I think we were. On the other hand, we currently have a product that we can demonstrate and the market is ripe. Yes, maybe we were a little too optimist, but you know, when you’re a visionary, you innovate on something, you need to look forward and see…hope that the market comes at a point when the technology is right because if you’re too late, now you’re competing with everybody wants to be there.

I think that we are currently at the right point at the right time with the right product and the right size of the company to be attractive for larger vendors.

Sounds confident. Can you give us a little timeline base on your adjustment of where the market is at, where do you see the company in one year from now?

I usually don’t think that way. I think what is my next goal to achieve…

What is the next goal?

In our world, one year is a long time.

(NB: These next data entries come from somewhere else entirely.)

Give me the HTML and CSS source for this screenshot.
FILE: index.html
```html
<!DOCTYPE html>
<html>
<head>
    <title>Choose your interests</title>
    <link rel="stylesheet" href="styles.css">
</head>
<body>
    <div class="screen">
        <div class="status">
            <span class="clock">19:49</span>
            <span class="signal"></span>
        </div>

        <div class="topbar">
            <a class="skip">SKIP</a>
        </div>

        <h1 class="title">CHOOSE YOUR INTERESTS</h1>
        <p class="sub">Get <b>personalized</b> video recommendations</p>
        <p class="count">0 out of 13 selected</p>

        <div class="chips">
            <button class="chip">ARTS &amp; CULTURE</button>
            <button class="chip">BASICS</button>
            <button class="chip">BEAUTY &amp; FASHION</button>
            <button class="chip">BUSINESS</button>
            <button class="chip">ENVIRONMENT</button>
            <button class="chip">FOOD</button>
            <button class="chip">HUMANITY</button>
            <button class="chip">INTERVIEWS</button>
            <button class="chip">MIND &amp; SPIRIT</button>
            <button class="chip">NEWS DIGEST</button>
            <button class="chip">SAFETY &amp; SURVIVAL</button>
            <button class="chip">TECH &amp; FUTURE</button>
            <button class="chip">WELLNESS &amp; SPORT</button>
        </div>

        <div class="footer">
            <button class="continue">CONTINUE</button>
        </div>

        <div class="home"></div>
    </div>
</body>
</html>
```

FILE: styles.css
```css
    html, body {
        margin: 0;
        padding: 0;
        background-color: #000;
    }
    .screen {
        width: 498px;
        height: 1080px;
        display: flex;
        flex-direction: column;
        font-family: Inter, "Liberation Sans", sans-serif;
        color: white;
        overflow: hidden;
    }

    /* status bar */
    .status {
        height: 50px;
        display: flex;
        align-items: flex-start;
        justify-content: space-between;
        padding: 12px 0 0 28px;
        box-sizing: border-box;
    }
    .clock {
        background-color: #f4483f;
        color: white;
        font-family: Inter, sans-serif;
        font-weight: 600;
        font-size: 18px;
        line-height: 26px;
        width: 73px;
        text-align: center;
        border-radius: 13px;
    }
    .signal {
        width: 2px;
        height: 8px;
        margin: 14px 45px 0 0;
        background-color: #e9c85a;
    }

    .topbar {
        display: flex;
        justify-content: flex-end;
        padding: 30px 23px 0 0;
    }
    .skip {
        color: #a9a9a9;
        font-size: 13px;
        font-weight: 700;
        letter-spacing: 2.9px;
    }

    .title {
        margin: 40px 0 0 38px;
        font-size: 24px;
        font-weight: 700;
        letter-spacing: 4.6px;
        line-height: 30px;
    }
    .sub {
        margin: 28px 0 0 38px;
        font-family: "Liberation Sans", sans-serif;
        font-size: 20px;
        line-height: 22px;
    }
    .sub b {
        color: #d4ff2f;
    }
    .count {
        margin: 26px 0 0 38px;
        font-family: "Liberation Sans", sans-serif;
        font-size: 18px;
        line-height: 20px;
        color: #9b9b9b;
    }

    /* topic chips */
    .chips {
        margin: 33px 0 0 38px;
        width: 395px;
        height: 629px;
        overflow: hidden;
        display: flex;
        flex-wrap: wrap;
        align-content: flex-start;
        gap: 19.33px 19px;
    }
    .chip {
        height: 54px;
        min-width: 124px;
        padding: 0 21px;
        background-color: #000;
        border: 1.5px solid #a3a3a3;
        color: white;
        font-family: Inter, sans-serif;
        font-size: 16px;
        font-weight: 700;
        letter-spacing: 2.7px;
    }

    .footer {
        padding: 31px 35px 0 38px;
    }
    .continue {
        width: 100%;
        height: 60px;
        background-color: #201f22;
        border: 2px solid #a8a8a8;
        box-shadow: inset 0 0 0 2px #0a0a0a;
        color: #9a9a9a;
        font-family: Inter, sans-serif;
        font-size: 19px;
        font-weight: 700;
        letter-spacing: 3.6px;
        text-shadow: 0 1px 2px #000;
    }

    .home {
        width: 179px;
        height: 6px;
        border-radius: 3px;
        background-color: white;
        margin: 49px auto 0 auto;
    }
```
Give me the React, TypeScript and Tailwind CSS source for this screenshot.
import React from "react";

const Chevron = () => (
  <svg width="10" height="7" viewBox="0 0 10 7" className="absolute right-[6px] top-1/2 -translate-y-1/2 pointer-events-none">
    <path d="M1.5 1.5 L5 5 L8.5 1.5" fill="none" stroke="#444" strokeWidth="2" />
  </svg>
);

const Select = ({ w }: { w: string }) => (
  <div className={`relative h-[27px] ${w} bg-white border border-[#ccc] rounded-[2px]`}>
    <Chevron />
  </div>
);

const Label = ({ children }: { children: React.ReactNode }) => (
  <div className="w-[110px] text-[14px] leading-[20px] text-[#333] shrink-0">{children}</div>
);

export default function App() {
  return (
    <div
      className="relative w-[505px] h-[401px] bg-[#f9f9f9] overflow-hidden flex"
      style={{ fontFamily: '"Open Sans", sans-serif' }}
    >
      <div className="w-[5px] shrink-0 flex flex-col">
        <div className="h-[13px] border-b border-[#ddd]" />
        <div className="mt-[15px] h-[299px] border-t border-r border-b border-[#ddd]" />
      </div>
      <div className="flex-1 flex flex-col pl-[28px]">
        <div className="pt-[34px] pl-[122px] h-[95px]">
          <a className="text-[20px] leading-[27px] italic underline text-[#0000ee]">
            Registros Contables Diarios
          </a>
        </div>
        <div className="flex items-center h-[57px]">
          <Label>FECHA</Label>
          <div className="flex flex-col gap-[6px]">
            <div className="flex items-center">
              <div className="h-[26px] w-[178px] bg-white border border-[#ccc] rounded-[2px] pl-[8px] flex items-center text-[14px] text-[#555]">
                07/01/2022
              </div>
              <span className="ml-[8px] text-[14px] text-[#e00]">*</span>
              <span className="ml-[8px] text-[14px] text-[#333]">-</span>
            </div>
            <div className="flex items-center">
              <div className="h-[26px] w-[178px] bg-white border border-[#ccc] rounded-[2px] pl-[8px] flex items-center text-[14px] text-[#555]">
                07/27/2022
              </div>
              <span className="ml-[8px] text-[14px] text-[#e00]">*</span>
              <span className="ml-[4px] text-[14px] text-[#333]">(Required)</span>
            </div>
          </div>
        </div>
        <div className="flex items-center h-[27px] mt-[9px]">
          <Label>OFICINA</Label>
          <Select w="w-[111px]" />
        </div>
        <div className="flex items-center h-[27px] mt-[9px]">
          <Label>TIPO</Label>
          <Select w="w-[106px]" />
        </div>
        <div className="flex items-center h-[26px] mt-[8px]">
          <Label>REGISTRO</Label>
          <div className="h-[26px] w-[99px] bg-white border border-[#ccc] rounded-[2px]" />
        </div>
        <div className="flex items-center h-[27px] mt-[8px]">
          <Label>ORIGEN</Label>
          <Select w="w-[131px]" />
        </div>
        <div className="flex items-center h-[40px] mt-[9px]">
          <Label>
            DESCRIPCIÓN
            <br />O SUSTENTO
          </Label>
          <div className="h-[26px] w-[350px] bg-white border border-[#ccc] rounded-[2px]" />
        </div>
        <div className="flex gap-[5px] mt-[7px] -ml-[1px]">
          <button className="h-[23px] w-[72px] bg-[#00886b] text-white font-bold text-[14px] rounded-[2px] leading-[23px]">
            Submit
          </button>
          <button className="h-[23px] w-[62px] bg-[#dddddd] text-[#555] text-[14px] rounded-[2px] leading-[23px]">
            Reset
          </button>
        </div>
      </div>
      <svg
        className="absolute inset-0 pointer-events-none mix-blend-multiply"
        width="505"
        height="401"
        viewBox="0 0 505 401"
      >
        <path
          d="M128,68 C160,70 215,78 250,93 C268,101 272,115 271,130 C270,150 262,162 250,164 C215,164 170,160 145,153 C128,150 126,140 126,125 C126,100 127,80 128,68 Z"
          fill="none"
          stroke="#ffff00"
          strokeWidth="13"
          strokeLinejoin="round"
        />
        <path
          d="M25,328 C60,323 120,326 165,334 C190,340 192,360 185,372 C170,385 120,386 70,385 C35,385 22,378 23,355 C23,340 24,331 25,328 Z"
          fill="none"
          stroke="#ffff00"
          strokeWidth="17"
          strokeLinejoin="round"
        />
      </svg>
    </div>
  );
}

It’s really dynamic and the technology is advancing so fast. Our current goal with this product, there are three defined large operators and I mentioned before that are interested in this and our goal right now is to have a successful trial with all three of them.

What does a trial look like?

It depends. So European outdoor trials usually last about 10 days. They pick scenarios where those installations would occur, they run it and then gather the results and information for review. US trial is currently scheduled to be…one week lab trial then deploy outdoors and keep it going to see how it operates for a month, month and a half.

Asian trial, we don’t have a test plan yet for the outdoor trial. Based on current discussions, the Asian trial is the most aggressive one because I think that if it works well they have immediate application to deploy whereas the US and Europe move a little slower, more methodical.

Anything else that you would like to add?

I think that we have great talent here in the Twin Cities and Waseca,  group of people that understand wireless technology. It would be good if it would expand too. We have lots of good people and we want to keep them here to successfully compete with the rest of the world.